TASK DETAILS -> Every line below should be copied exactly; drop the pictures.

DATA SEGMENT ->

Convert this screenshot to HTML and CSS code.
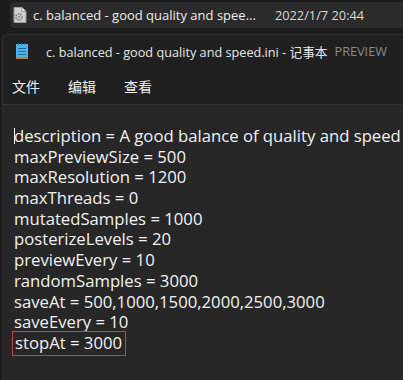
FILE: index.html
```html
<!DOCTYPE html>
<html>
<head>
<meta charset="utf-8">
<link rel="stylesheet" href="styles.css">
</head>
<body>
<div class="screen">
  <div class="filebar">
    <div class="fileitem">
      <svg class="fileicon" width="14" height="16" viewBox="0 0 14 16">
        <path d="M1 0.5h8l4 4v11H1z" fill="#cfcfcf" stroke="#9a9a9a" stroke-width="1"/>
        <path d="M9 0.5v4h4" fill="#e8e8e8" stroke="#9a9a9a" stroke-width="1"/>
        <circle cx="6" cy="10" r="3" fill="none" stroke="#777" stroke-width="1.6" stroke-dasharray="1.5 1"/>
        <circle cx="6" cy="10" r="1" fill="#888"/>
      </svg>
      <span class="fname">c. balanced - good quality and spee...</span>
      <span class="fdate">2022/1/7 20:44</span>
    </div>
  </div>
  <div class="window">
    <div class="titlebar">
      <svg class="npicon" width="12" height="16" viewBox="0 0 12 16">
        <rect x="0" y="1" width="12" height="14" fill="#4fb3e8"/>
        <rect x="0" y="14" width="12" height="2" fill="#c07a3a"/>
        <rect x="2" y="0" width="1" height="2" fill="#2a6a90"/>
        <rect x="5" y="0" width="1" height="2" fill="#2a6a90"/>
        <rect x="8" y="0" width="1" height="2" fill="#2a6a90"/>
        <rect x="2" y="5" width="8" height="1" fill="#1e6ea0"/>
        <rect x="2" y="8" width="8" height="1" fill="#1e6ea0"/>
        <rect x="2" y="11" width="8" height="1" fill="#1e6ea0"/>
      </svg>
      <span class="title">c. balanced - good quality and speed.ini - 记事本</span>
      <span class="preview">PREVIEW</span>
    </div>
    <div class="menubar">
      <span class="menu">文件</span>
      <span class="menu">编辑</span>
      <span class="menu">查看</span>
    </div>
    <div class="editor">
      <div class="line"><span class="caret"></span>description = A good balance of quality and speed</div>
      <div class="line">maxPreviewSize = 500</div>
      <div class="line">maxResolution = 1200</div>
      <div class="line">maxThreads = 0</div>
      <div class="line">mutatedSamples = 1000</div>
      <div class="line">posterizeLevels = 20</div>
      <div class="line">previewEvery = 10</div>
      <div class="line">randomSamples = 3000</div>
      <div class="line">saveAt = 500,1000,1500,2000,2500,3000</div>
      <div class="line">saveEvery = 10</div>
      <div class="line"><span class="highlight">stopAt = 3000</span></div>
    </div>
  </div>
</div>
</body>
</html>
```

FILE: styles.css
```css
html, body {
  margin: 0;
  padding: 0;
  background: #1c1c1c;
}
.screen {
  width: 403px;
  height: 380px;
  overflow: hidden;
  font-family: "Open Sans", "Noto Sans CJK SC", sans-serif;
  color: #f0f0f0;
}
.filebar {
  height: 34px;
  padding: 2px 0 0 10px;
  box-sizing: border-box;
  background: #1c1c1c;
}
.fileitem {
  height: 26px;
  background: #2b2b2b;
  border-radius: 4px 0 0 4px;
  display: flex;
  align-items: center;
  padding-left: 3px;
  white-space: nowrap;
}
.fileicon { flex: none; }
.fname {
  margin-left: 6px;
  font-size: 13px;
  color: #ececec;
}
.fdate {
  margin-left: 19px;
  font-size: 12.8px;
  color: #d8d8d8;
}
.window {
  margin-left: 2px;
  background: #202020;
  border-top-left-radius: 6px;
  border-top: 1px solid #2e2e2e;
  border-left: 1px solid #2e2e2e;
  height: 346px;
}
.titlebar {
  height: 32px;
  display: flex;
  align-items: center;
  padding-left: 13px;
  white-space: nowrap;
}
.npicon { flex: none; }
.title {
  margin-left: 18px;
  font-size: 12.7px;
  color: #e6e6e6;
}
.preview {
  margin-left: 7px;
  font-size: 12.7px;
  color: #8a8a8a;
}
.menubar {
  height: 37px;
  display: flex;
  align-items: center;
  padding-left: 9px;
  gap: 28px;
  border-bottom: 1px solid #333;
}
.menu {
  font-size: 14px;
  color: #f0f0f0;
}
.editor {
  background: #272727;
  padding: 21px 0 0 11px;
  height: 278px;
}
.line {
  font-size: 16.7px;
  line-height: 20.7px;
  height: 20.7px;
  white-space: nowrap;
  color: #f2f2f2;
  position: relative;
}
.caret {
  position: absolute;
  left: 0;
  top: 2px;
  width: 1px;
  height: 16px;
  background: #f0f0f0;
}
.highlight {
  display: inline-block;
  outline: 1px solid #c94545;
  outline-offset: 1px;
  padding: 0 2px 0 1px;
}
```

OUTPUT FOR THIS TASK ->
Convert this screenshot to HTML and CSS code.
FILE: index.html
```html
<!DOCTYPE html>
<html>
<head>
<meta charset="utf-8">
<link rel="stylesheet" href="styles.css">
</head>
<body>
<div class="screen">
  <div class="filebar">
    <div class="fileitem">
      <svg class="fileicon" width="14" height="16" viewBox="0 0 14 16">
        <path d="M1 0.5h8l4 4v11H1z" fill="#cfcfcf" stroke="#9a9a9a" stroke-width="1"/>
        <path d="M9 0.5v4h4" fill="#e8e8e8" stroke="#9a9a9a" stroke-width="1"/>
        <circle cx="6" cy="10" r="3" fill="none" stroke="#777" stroke-width="1.6" stroke-dasharray="1.5 1"/>
        <circle cx="6" cy="10" r="1" fill="#888"/>
      </svg>
      <span class="fname">c. balanced - good quality and spee...</span>
      <span class="fdate">2022/1/7 20:44</span>
    </div>
  </div>
  <div class="window">
    <div class="titlebar">
      <svg class="npicon" width="12" height="16" viewBox="0 0 12 16">
        <rect x="0" y="1" width="12" height="14" fill="#4fb3e8"/>
        <rect x="0" y="14" width="12" height="2" fill="#c07a3a"/>
        <rect x="2" y="0" width="1" height="2" fill="#2a6a90"/>
        <rect x="5" y="0" width="1" height="2" fill="#2a6a90"/>
        <rect x="8" y="0" width="1" height="2" fill="#2a6a90"/>
        <rect x="2" y="5" width="8" height="1" fill="#1e6ea0"/>
        <rect x="2" y="8" width="8" height="1" fill="#1e6ea0"/>
        <rect x="2" y="11" width="8" height="1" fill="#1e6ea0"/>
      </svg>
      <span class="title">c. balanced - good quality and speed.ini - 记事本</span>
      <span class="preview">PREVIEW</span>
    </div>
    <div class="menubar">
      <span class="menu">文件</span>
      <span class="menu">编辑</span>
      <span class="menu">查看</span>
    </div>
    <div class="editor">
      <div class="line"><span class="caret"></span>description = A good balance of quality and speed</div>
      <div class="line">maxPreviewSize = 500</div>
      <div class="line">maxResolution = 1200</div>
      <div class="line">maxThreads = 0</div>
      <div class="line">mutatedSamples = 1000</div>
      <div class="line">posterizeLevels = 20</div>
      <div class="line">previewEvery = 10</div>
      <div class="line">randomSamples = 3000</div>
      <div class="line">saveAt = 500,1000,1500,2000,2500,3000</div>
      <div class="line">saveEvery = 10</div>
      <div class="line"><span class="highlight">stopAt = 3000</span></div>
    </div>
  </div>
</div>
</body>
</html>
```

FILE: styles.css
```css
html, body {
  margin: 0;
  padding: 0;
  background: #1c1c1c;
}
.screen {
  width: 403px;
  height: 380px;
  overflow: hidden;
  font-family: "Open Sans", "Noto Sans CJK SC", sans-serif;
  color: #f0f0f0;
}
.filebar {
  height: 34px;
  padding: 2px 0 0 10px;
  box-sizing: border-box;
  background: #1c1c1c;
}
.fileitem {
  height: 26px;
  background: #2b2b2b;
  border-radius: 4px 0 0 4px;
  display: flex;
  align-items: center;
  padding-left: 3px;
  white-space: nowrap;
}
.fileicon { flex: none; }
.fname {
  margin-left: 6px;
  font-size: 13px;
  color: #ececec;
}
.fdate {
  margin-left: 19px;
  font-size: 12.8px;
  color: #d8d8d8;
}
.window {
  margin-left: 2px;
  background: #202020;
  border-top-left-radius: 6px;
  border-top: 1px solid #2e2e2e;
  border-left: 1px solid #2e2e2e;
  height: 346px;
}
.titlebar {
  height: 32px;
  display: flex;
  align-items: center;
  padding-left: 13px;
  white-space: nowrap;
}
.npicon { flex: none; }
.title {
  margin-left: 18px;
  font-size: 12.7px;
  color: #e6e6e6;
}
.preview {
  margin-left: 7px;
  font-size: 12.7px;
  color: #8a8a8a;
}
.menubar {
  height: 37px;
  display: flex;
  align-items: center;
  padding-left: 9px;
  gap: 28px;
  border-bottom: 1px solid #333;
}
.menu {
  font-size: 14px;
  color: #f0f0f0;
}
.editor {
  background: #272727;
  padding: 21px 0 0 11px;
  height: 278px;
}
.line {
  font-size: 16.7px;
  line-height: 20.7px;
  height: 20.7px;
  white-space: nowrap;
  color: #f2f2f2;
  position: relative;
}
.caret {
  position: absolute;
  left: 0;
  top: 2px;
  width: 1px;
  height: 16px;
  background: #f0f0f0;
}
.highlight {
  display: inline-block;
  outline: 1px solid #c94545;
  outline-offset: 1px;
  padding: 0 2px 0 1px;
}
```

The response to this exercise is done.